But there is wisdom to guide us...
The day after our deeply divided United States of America held a strongly contested national election, Philip Palin, one of the several skilled writers at
Homeland Security Watch, reminds us we have faced periods of much deeper division, harsher challenges, and deadlier threats, during which perhaps the finest President in the history
of the Republic sought to bind our wounds and prepare for the work ahead.
Philip quotes from the Second Inaugural Address of Abraham
Lincoln and several commentaries on it. His post is worth reading in its entirety, but
here is a taste of what Presidents used to be like:
“With malice toward none, with charity for all, with firmness in the right as God gives us to see the right, let us strive on to finish the work we are in, to bind up the nation’s wounds, to care for him who shall have borne the battle and for his widow and his orphan, to do all which may achieve and cherish a just and lasting peace among ourselves and with all nations.”
Now there was a President far better than any we’ve had in quite
some time. Last night none of us got everything we wanted, but we all may have received more than our efforts warrant.

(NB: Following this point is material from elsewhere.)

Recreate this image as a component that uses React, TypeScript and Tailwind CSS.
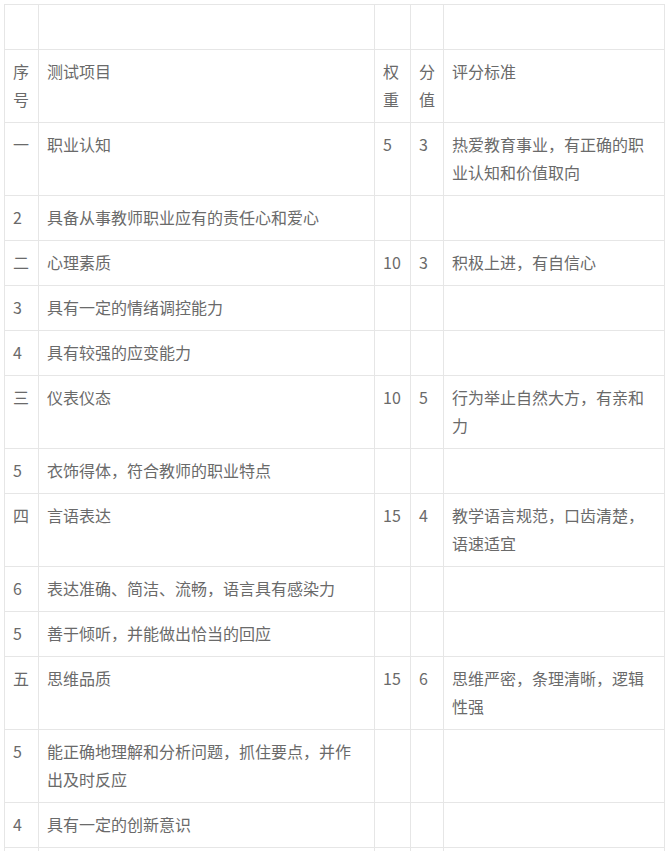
import React from "react";

type Row = [string, string, string, string, string];

const rows: Row[] = [
  ["", "", "", "", ""],
  ["序号", "测试项目", "权重", "分值", "评分标准"],
  ["一", "职业认知", "5", "3", "热爱教育事业，有正确的职业认知和价值取向"],
  ["2", "具备从事教师职业应有的责任心和爱心", "", "", ""],
  ["二", "心理素质", "10", "3", "积极上进，有自信心"],
  ["3", "具有一定的情绪调控能力", "", "", ""],
  ["4", "具有较强的应变能力", "", "", ""],
  ["三", "仪表仪态", "10", "5", "行为举止自然大方，有亲和力"],
  ["5", "衣饰得体，符合教师的职业特点", "", "", ""],
  ["四", "言语表达", "15", "4", "教学语言规范，口齿清楚，语速适宜"],
  ["6", "表达准确、简洁、流畅，语言具有感染力", "", "", ""],
  ["5", "善于倾听，并能做出恰当的回应", "", "", ""],
  ["五", "思维品质", "15", "6", "思维严密，条理清晰，逻辑性强"],
  ["5", "能正确地理解和分析问题，抓住要点，并作出及时反应", "", "", ""],
  ["4", "具有一定的创新意识", "", "", ""],
  ["", "", "", "", ""],
];

export default function App() {
  return (
    <div
      className="bg-white pl-[4px] pt-[4px]"
      style={{ fontFamily: '"Noto Sans CJK SC", "Noto Sans", sans-serif' }}
    >
      <table className="table-fixed border-collapse text-[16px] leading-[28px] text-[#6a6a6a]">
        <colgroup>
          <col className="w-[34px]" />
          <col className="w-[336px]" />
          <col className="w-[36px]" />
          <col className="w-[33px]" />
          <col className="w-[221px]" />
        </colgroup>
        <tbody>
          {rows.map((r, i) => (
            <tr key={i}>
              {r.map((c, j) => (
                <td
                  key={j}
                  className="border border-[#e6e6e6] px-[8px] pt-[7px] pb-[9px] align-top break-all h-[45px]"
                >
                  {c}
                </td>
              ))}
            </tr>
          ))}
        </tbody>
      </table>
    </div>
  );
}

I disagree with the idea Lincoln was a great President. He was an average one who oversaw the death of the first U.S. republic. The one he led in, the second republic, is now dying before our eyes but not in the dramatic manner the first one did. It is going out with a whimper. Unlike the French, we do not need to throw out a constitution each time we move from one epoch to the next because ours is a "living Constitution" that allows us to make it up as we go along. And where we do we go next? Look to Honduras as an example where we are to go next.